A Padova la rassegna internazionale di illustrazione "I colori del sacro" ha per tema il corpo

​di Andrea Nante
Sono convinto che per vivere insieme in questo mondo, sempre più sottoposto alle fluttuazioni sociali, alle migrazioni di popoli, alla comunicazione globalizzata, sia necessario cercare le cose che ci accomunano prima di quelle che ci dividono, e questo per un dialogo costruttivo, per un’autentica condivisione e un sereno confronto. Corretta informazione, proposte culturali e interventi educativi fin dall’infanzia ne sono strumenti indispensabili. È per questo che dal 2002 la Chiesa di Padova con il Museo Diocesano organizza ogni due anni la rassegna internazionale di illustrazione “I colori del sacro” che, di volta in volta, esplora un tema scelto per il suo significato universale, attraversando le tradizioni che caratterizzano ogni cultura e i valori dell’essere umano. In un primo momento la mostra si è rivolta ai più piccoli, ma grazie al potenziale comunicativo dell’illustrazione si è aperta a un pubblico indifferenziato. Le immagini degli artisti sono veicoli di conoscenza, confronto e dialogo. Stili e linguaggi diversi raccontano storie, esperienze e sentimenti che ogni visitatore “completa” con il proprio vissuto.

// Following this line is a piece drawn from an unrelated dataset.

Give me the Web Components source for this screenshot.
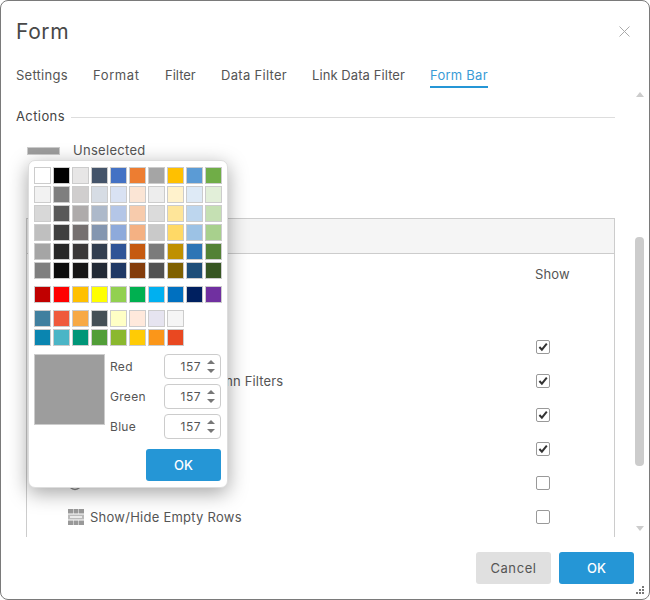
<!DOCTYPE html>
<html><head><meta charset="utf-8"><style>
html,body{margin:0;padding:0;background:#fff;font-family:"Inter","Noto Sans",sans-serif;}
</style></head><body>
<form-dialog heading="Form">
  <form-tabs slot="tabs">
    <form-tab w="52" ls=".25">Settings</form-tab>
    <form-tab w="47" ls=".6">Format</form-tab>
    <form-tab w="31">Filter</form-tab>
    <form-tab w="66" ls=".3">Data Filter</form-tab>
    <form-tab w="93" ls=".08">Link Data Filter</form-tab>
    <form-tab w="58" ls=".25" active>Form Bar</form-tab>
  </form-tabs>
  <section-title>Actions</section-title>
  <unselected-row>Unselected</unselected-row>
  <action-table>
    <action-row><span slot="head">Show</span></action-row>
    <action-row checked></action-row>
    <action-row checked style="letter-spacing:.15px">Show/Hide Grid Column Filters</action-row>
    <action-row checked></action-row>
    <action-row checked></action-row>
    <action-row icon="circle"></action-row>
    <action-row icon="grid">Show/Hide Empty Rows</action-row>
  </action-table>
  <color-picker slot="overlay"></color-picker>
</form-dialog>
<script>
function def(name, css, html, init){
  customElements.define(name, class extends HTMLElement{
    constructor(){super();this.attachShadow({mode:'open'});}
    connectedCallback(){
      if(this._d)return;this._d=1;
      this.shadowRoot.innerHTML='<style>'+css+'</style>'+(typeof html==='function'?html(this):html);
      if(init)init(this);
    }
  });
}
def('form-dialog',`
:host{position:relative;width:650px;height:600px;box-sizing:border-box;border:1px solid #7a7a7a;border-radius:8px;background:#fff;color:#555;overflow:hidden;display:flex;flex-direction:column}
.head{flex:none;height:60px;display:flex;align-items:center;justify-content:space-between;padding:0 19px 0 15px}
.title{font-size:21px;color:#484848;letter-spacing:.6px}
.x{width:11px;height:11px;display:block}
.tabs{flex:none;height:23px;padding:4px 0 0 15px}
.mid{flex:none;height:449px;display:flex;overflow:hidden}
.main{width:614px;flex:none;box-sizing:border-box;padding-left:15px}
.foot{flex:1;display:flex;justify-content:flex-end;align-items:flex-start;gap:8px;padding:15px 15px 0 0;position:relative}
.grip{position:absolute;right:4px;bottom:4px;width:9px;height:9px}
`,d=>`
<div class="head"><div class="title">${d.getAttribute('heading')}</div>
<svg class="x" viewBox="0 0 11 11"><path d="M.5.5l10 10M10.5.5l-10 10" stroke="#aaa" fill="none"/></svg></div>
<div class="tabs"><slot name="tabs"></slot></div>
<div class="mid"><div class="main"><slot></slot></div><scroll-bar></scroll-bar></div>
<div class="foot"><x-btn kind="gray">Cancel</x-btn><x-btn>OK</x-btn>
<svg class="grip" viewBox="0 0 9 9"><g fill="#777"><rect x="6" y="0" width="2" height="2"/><rect x="3" y="3" width="2" height="2"/><rect x="6" y="3" width="2" height="2"/><rect x="0" y="6" width="2" height="2"/><rect x="3" y="6" width="2" height="2"/><rect x="6" y="6" width="2" height="2"/></g></svg></div>
<slot name="overlay"></slot>`);
def('form-tabs',`:host{display:flex;gap:25px}`,`<slot></slot>`);
def('form-tab',`
:host{display:block;height:23px;box-sizing:border-box;font-size:13px;line-height:20px;white-space:nowrap;color:#555}
:host([active]){color:#3a9bd6;border-bottom:2px solid #2596d6}
`,`<slot></slot>`,e=>{e.style.width=e.getAttribute('w')+'px';e.style.letterSpacing=(e.getAttribute('ls')||0)+'px'});
def('section-title',`
:host{display:flex;align-items:center;gap:6px;height:20px;margin-top:18px;font-size:13px;color:#444;letter-spacing:.4px}
i{flex:1;height:1px;background:#ddd;margin-top:2px}
`,`<slot></slot><i></i>`);
def('unselected-row',`
:host{display:flex;align-items:center;gap:13px;margin:14px 0 0 11px;height:20px;font-size:13px;color:#555;letter-spacing:.3px}
i{width:33px;height:8px;box-sizing:border-box;background:#9d9d9d;border:1px solid #ccc;margin-top:2px}
`,`<i></i><slot></slot>`);
def('action-table',`
:host{display:block;margin:58px 0 0 10px;border:1px solid #ccc;border-bottom:0;height:400px;box-sizing:border-box}
.hd{height:34px;background:#f5f5f5;border-bottom:1px solid #ccc}
`,`<div class="hd"></div><slot></slot>`);
def('action-row',`
:host{display:flex;height:34px;align-items:center;padding-left:41px;font-size:13px;color:#555;box-sizing:border-box;letter-spacing:.25px}
:host([first]){height:76px;align-items:flex-start;padding-top:10px}
.ic{width:16px;height:16px;margin-right:6px;flex:none}
.t{flex:1;white-space:nowrap}
.c{width:79px;flex:none}
.c.s{line-height:20px;letter-spacing:.15px}
`,r=>{
  const ic=r.getAttribute('icon');
  const hasHead=r.querySelector('[slot=head]');
  if(hasHead){r.setAttribute('first','');return `<div class="t"></div><div class="c s"><slot name="head"></slot></div>`;}
  let svg='<span class="ic"></span>';
  if(ic==='grid') svg=`<svg class="ic" viewBox="0 0 16 16"><g fill="#999"><rect width="5" height="4.5"/><rect x="5.5" width="5" height="4.5"/><rect x="11" width="5" height="4.5"/><rect y="11.5" width="5" height="4.5"/><rect x="5.5" y="11.5" width="5" height="4.5"/><rect x="11" y="11.5" width="5" height="4.5"/></g><rect y="5.5" width="16" height="5" fill="#bbb"/><path d="M2 8h12" stroke="#fff" stroke-width="1.4"/></svg>`;
  if(ic==='circle') svg=`<svg class="ic" viewBox="0 0 16 16"><circle cx="7" cy="8" r="6.5" fill="none" stroke="#888" stroke-width="1.4"/></svg>`;
  const box=(r.hasAttribute('checked')||ic)?`<x-check ${r.hasAttribute('checked')?'checked':''}></x-check>`:'';
  return svg+`<div class="t"><slot></slot></div><div class="c">${box}</div>`;
});
def('x-check',`
:host{display:block;width:14px;height:14px;box-sizing:border-box;border:1px solid #999;border-radius:2px;background:#fff;margin-left:1px}
svg{display:block;width:12px;height:12px}
`,e=>e.hasAttribute('checked')?`<svg viewBox="0 0 12 12"><path d="M2.4 6l2.5 2.7L9.8 2.7" fill="none" stroke="#333" stroke-width="2"/></svg>`:'');
def('scroll-bar',`
:host{display:flex;flex-direction:column;width:9px;margin-left:20px;height:449px;align-items:center}
.a{width:0;height:0;border-left:4.5px solid transparent;border-right:4.5px solid transparent;flex:none}
.u{border-bottom:5px solid #ccc;margin-top:4px}
.t{width:9px;height:229px;background:#ccc;border-radius:4px;margin-top:140px;flex:none}
.d{border-top:5px solid #ccc;margin-top:60px}
`,`<i class="a u"></i><i class="t"></i><i class="a d"></i>`);
def('x-btn',`
:host{display:flex;align-items:center;justify-content:center;width:75px;height:32px;border-radius:3px;background:#2596d6;color:#fff;font-size:13px;font-weight:500}
:host([kind=gray]){background:#e0e0e0;color:#555;font-weight:400;letter-spacing:.6px}
`,`<slot></slot>`);
def('x-spin',`
:host{display:flex;align-items:center;width:57px;height:25px;box-sizing:border-box;border:1px solid #ccc;border-radius:4px;font-size:12px;color:#555;background:#fff;letter-spacing:.5px}
.v{flex:1;text-align:right}
.ar{width:19px;display:flex;flex-direction:column;align-items:center;gap:5px;flex:none}
.ar i{width:0;height:0;border-left:4px solid transparent;border-right:4px solid transparent}
.ar i:first-child{border-bottom:4px solid #777}
.ar i:last-child{border-top:4px solid #777}
`,e=>`<span class="v">${e.getAttribute('value')}</span><span class="ar"><i></i><i></i></span>`);
const P=[
['ffffff','000000','e7e6e6','44546a','4472c4','ed7d31','a5a5a5','ffc000','5b9bd5','70ad47'],
['f2f2f2','7f7f7f','d0cece','d6dce4','d9e2f3','fbe5d5','ededed','fff2cc','deeaf6','e2efd9'],
['d8d8d8','595959','aeabab','adb9ca','b4c6e7','f7cbac','dbdbdb','fee599','bdd6ee','c5e0b3'],
['bfbfbf','3f3f3f','757070','8496b0','8eaadb','f4b183','c9c9c9','ffd966','9cc2e5','a8d08d'],
['a5a5a5','262626','3a3838','323e4f','2f5496','c55a11','7b7b7b','bf9000','2e75b5','538135'],
['7f7f7f','0c0c0c','171616','222a35','1f3864','833c0b','525252','7f6000','1e4e79','375623']];
const S=['c00000','ff0000','ffc000','ffff00','92d050','00b050','00b0f0','0070c0','002060','7030a0'];
const T=[['41809f','ef5a3c','f7a945','455056','ffffc5','ffe9dc','e6e4f0','f5f5f5'],['0a85b0','4bb5c6','009678','529e38','8bb82f','ffcb05','fb9619','e94821']];
const sw=a=>a.map(r=>r.map(c=>`<i style="background:#${c}"></i>`).join('')+'<b></b>'.repeat(10-r.length)).join('');
def('color-picker',`
:host{position:absolute;left:27px;top:159px;width:200px;height:328px;box-sizing:border-box;background:#fff;border:1px solid #ddd;border-radius:7px;box-shadow:0 5px 20px rgba(0,0,0,.36);padding:6px 6px 0 5px;color:#555;font-size:12px;letter-spacing:.3px}
.g{display:grid;grid-template-columns:repeat(10,17px);grid-auto-rows:17px;gap:2px}
.g i{display:block;box-sizing:border-box;border:1px solid #ccc;}
.low{display:flex;gap:5px;margin-top:8px}
.pv{width:71px;height:71px;box-sizing:border-box;background:#9d9d9d;border:1px solid #ccc;flex:none}
.f{flex:1;display:grid;grid-template-columns:1fr 57px;grid-auto-rows:25px;row-gap:5px;align-items:center}
.ok{display:flex;justify-content:flex-end;margin-top:10px;letter-spacing:0}
`,`<div class="g">${sw(P)}</div><div class="g" style="margin-top:7px">${sw([S])}</div><div class="g" style="margin-top:7px">${sw(T)}</div>
<div class="low"><div class="pv"></div><div class="f"><span>Red</span><x-spin value="157"></x-spin><span>Green</span><x-spin value="157"></x-spin><span>Blue</span><x-spin value="157"></x-spin></div></div>
<div class="ok"><x-btn>OK</x-btn></div>`);
</script>
</body></html>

La nona edizione ha un tema solo apparentemente scontato: il corpo. Cosa intendiamo per “corpo” e che cosa rappresenta per noi? È soltanto ciò che vediamo riflesso nello specchio? O una macchina molto complessa? Un corpo è molto più di centomila miliardi di cellule e l’originalità di ciascuno supera il dato scientifico. In Occidente, una tradizione ancora viva ha alimentato il dualismo tra corpo e anima prima, tra corpo e mente poi, facendoci dimenticare che ciascuno è unità, che in sé racchiude spazio, tempo, crescita, desiderio, respiro, emozione, pensiero, azione, e perciò relazione con il mondo. Per questa edizione abbiamo immaginato un percorso che racconti il corpo come dimensione centrale della vita, dalla più elementare esperienza di sé, all’apertura verso ciò che è altro da sé, attraversando il cambiamento e l’esperienza del limite fino ad abbracciare l’eternità. E il linguaggio dell’arte oltrepassa l’oggettività tentando nuove modalità descrittive. L’uomo colore ideato da Martin Jarrie, scelto come immagine della mostra, esemplifica la meravigliosa, sconfinata complessità della vita, racchiusa in quella realtà apparentemente limitata – ma aperta all’infinito – che chiamiamo corpo.